Kent County’s top official says it is “critically important” that a $25 million business relief program launched this week is accessible to minority-owned businesses, following recent criticism that the program isn’t properly compensating minority business and social equity groups for their assistance.
Kent County Administrator Wayman Britt issued a public statement Thursday night addressing the controversy, which stems from the county’s recent decision to pay the Grand Rapids Area Chamber of Commerce $750,000 to administer the Small Business Recovery Program.
Critics, including officials with Start Garden, have said the decision follows a “pattern and history” in Grand Rapids of large organizations receiving funding while relying on smaller organizations and minorities for volunteer work, as MiBiz reported this week.
“With nearly 26 percent of our population identifying as racially or ethnically diverse, the Board of Commissioners and administration recognize that it is critically important to ensure equitable access to this funding among Black, Latinx and other minority-owned businesses,” Britt said in a statement.
“For that reason, the program is focused on those businesses that have been previously unable to access coronavirus relief funds and are otherwise the most disadvantaged. That includes those with language barriers and from underserved communities.”
The $25 million program is part of nearly $115 million Kent County received in federal CARES Act pandemic relief funds.
Britt added that county officials have “valued the input and testimony” given by groups including the West Michigan Hispanic Chamber of Commerce, Grand Rapids Black Chamber of Commerce, LatinxGR and the Grand Rapids African American Task Force.
Earlier this week, leaders of the Hispanic Chamber and Grand Rapids Area Black Businesses penned a joint letter criticizing the county program and calling for funds to be sent directly to their groups to give out to minority-owned businesses, as MiBiz previously reported. The letter was supported by the Hispanic Center of Western Michigan, the Latino Community Coalition, the Latina Network, the NAACP and the West Michigan Asian American Association.
The county is issuing technical grants to the Hispanic Chamber and GRABB “to help these organizations build capacity to best serve the minority business community during this crisis,” Britt said.
The county has maintained that the Grand Rapids Chamber has prior experience in handling a small business relief program. Britt called it the Grand Rapids Chamber’s “relevant experience, immediate capabilities and capacity,” and said the group will make grant recommendations to the county.
The county will then distribute grants to small businesses.

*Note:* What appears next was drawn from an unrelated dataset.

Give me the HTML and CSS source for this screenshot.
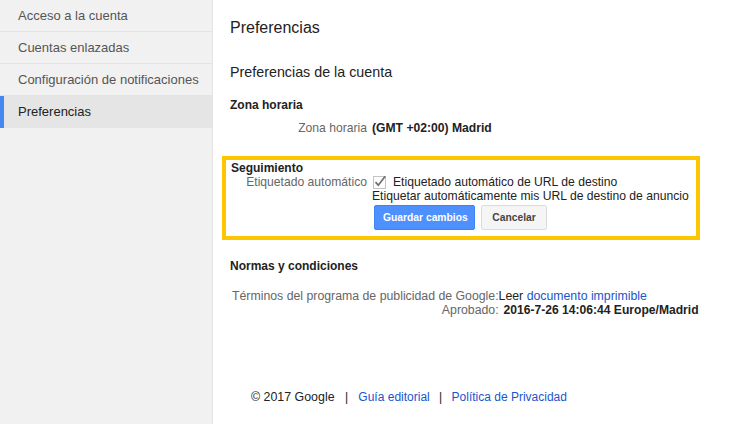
FILE: index.html
```html
<!DOCTYPE html>
<html lang="es">
<head>
<meta charset="utf-8">
<title>Preferencias</title>
<link rel="stylesheet" href="styles.css">
</head>
<body>
<div class="page">
  <nav class="sidebar">
    <a class="nav-item">Acceso a la cuenta</a>
    <a class="nav-item">Cuentas enlazadas</a>
    <a class="nav-item">Configuración de notificaciones</a>
    <a class="nav-item active">Preferencias</a>
  </nav>
  <main class="main">
    <h1 class="title">Preferencias</h1>
    <h2 class="subtitle">Preferencias de la cuenta</h2>

    <h3 class="section-head">Zona horaria</h3>
    <div class="field-row zone-row">
      <span class="label">Zona horaria</span>
      <span class="value strong">(GMT +02:00) Madrid</span>
    </div>

    <section class="highlight">
      <h3 class="section-head tight">Seguimiento</h3>
      <div class="field-row inbox">
        <span class="label">Etiquetado automático</span>
        <div class="value">
          <div class="check-line">
            <svg class="checkbox" width="14" height="14" viewBox="0 0 14 14">
              <rect x="0.5" y="1.5" width="12" height="12" fill="#fff" stroke="#c4c4c4"/>
              <path d="M2.5 7.2 L5.3 10.2 L12.2 1.2" fill="none" stroke="#6f6f6f" stroke-width="1.7"/>
            </svg>
            <span>Etiquetado automático de URL de destino</span>
          </div>
          <div class="desc">Etiquetar automáticamente mis URL de destino de anuncio</div>
          <div class="actions">
            <button class="btn btn-primary">Guardar cambios</button>
            <button class="btn btn-secondary">Cancelar</button>
          </div>
        </div>
      </div>
    </section>

    <h3 class="section-head terms-head">Normas y condiciones</h3>
    <div class="terms">
      <span class="label">Términos del programa de publicidad de Google:</span>
      <span class="value">Leer <a class="link">documento imprimible</a></span>
      <span class="label">Aprobado:</span>
      <span class="value strong approved">2016-7-26 14:06:44 Europe/Madrid</span>
    </div>

    <footer class="footer">
      <span class="copy">© 2017 Google</span>
      <span class="sep">|</span>
      <a class="link">Guía editorial</a>
      <span class="sep sep-second">|</span>
      <a class="link">Política de Privacidad</a>
    </footer>
  </main>
</div>
</body>
</html>
```

FILE: styles.css
```css
html, body {
  margin: 0;
  padding: 0;
  background: #fff;
  font-family: "Liberation Sans", Arial, sans-serif;
  color: #222;
}

.page {
  display: flex;
  height: 424px;
}

.sidebar {
  width: 212px;
  flex: none;
  background: #f1f1f1;
  border-right: 1px solid #e5e5e5;
  display: flex;
  flex-direction: column;
}

.nav-item {
  display: block;
  height: 31px;
  line-height: 31px;
  padding-left: 18px;
  font-size: 13px;
  color: #555;
  border-bottom: 1px solid #e4e4e4;
  white-space: nowrap;
}

.nav-item.active {
  height: 32px;
  line-height: 32px;
  border-bottom: none;
  background: #e5e5e5;
  color: #222;
  padding-left: 14px;
  border-left: 4px solid #4787f0;
}

.main {
  flex: 1;
  padding: 18px 0 0 17px;
  display: flex;
  flex-direction: column;
  align-items: flex-start;
}

.title {
  margin: 0;
  font-size: 16px;
  line-height: 20px;
  font-weight: normal;
  color: #222;
}

.subtitle {
  margin: 25px 0 0;
  font-size: 14.3px;
  line-height: 18px;
  font-weight: normal;
  color: #222;
}

.section-head {
  margin: 17px 0 0;
  font-size: 12px;
  line-height: 14px;
  font-weight: bold;
  color: #222;
}

.section-head.tight {
  margin: 0;
}

.field-row {
  display: grid;
  grid-template-columns: 137px auto;
  column-gap: 5px;
  font-size: 12.15px;
  line-height: 14px;
}

.zone-row {
  margin-top: 9px;
}

.field-row.inbox {
  grid-template-columns: 136px auto;
}

.label {
  text-align: right;
  color: #666;
  white-space: nowrap;
}

.value {
  color: #222;
  white-space: nowrap;
}

.strong {
  font-weight: bold;
}

.highlight {
  margin: 21px 0 0 -8px;
  width: 478px;
  box-sizing: border-box;
  border: 4px solid #fcc600;
  padding: 1px 0 6px 5px;
}

.check-line {
  display: flex;
  align-items: center;
  height: 14px;
}

.checkbox {
  flex: none;
  margin: 0 6px 0 1px;
}

.desc {
  height: 14px;
}

.actions {
  display: flex;
  gap: 6px;
  margin: 2px 0 0 2px;
}

.btn {
  height: 25px;
  box-sizing: border-box;
  border-radius: 2px;
  font-family: "Liberation Sans", Arial, sans-serif;
  font-size: 10.3px;
  font-weight: bold;
  padding: 0 8px;
  margin: 0;
  cursor: pointer;
}

.btn-primary {
  width: 101px;
  background: #4d90fe;
  border: 1px solid #3f84f2;
  color: #fff;
}

.btn-secondary {
  width: 66px;
  background: #f5f5f5;
  border: 1px solid #dcdcdc;
  color: #444;
}

.terms-head {
  margin-top: 19px;
}

.terms {
  margin: 16px 0 0 2px;
  display: grid;
  grid-template-columns: max-content auto;
  font-size: 12.3px;
  line-height: 14px;
}

.terms .approved {
  padding-left: 5px;
  font-size: 12.1px;
}

.link {
  color: #1a55cc;
  text-decoration: none;
}

.footer {
  margin: 73px 0 0 21px;
  font-size: 12px;
  line-height: 14px;
  color: #222;
  white-space: nowrap;
}

.copy {
  font-size: 12.4px;
}

.sep {
  margin: 0 7px;
}

.sep-second {
  margin: 0 6px;
}
```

“Importantly, the Grand Rapids Chamber is positioned and prepared to ensure minority-owned businesses will receive equitable funding through this program — and has a proven track record in this area,” Britt added. “As part of this process, they have invited many community groups, including those that specifically represent minority populations, to share information about the Small Business Recovery Program with their members. This collaboration will be key to the success of the program.”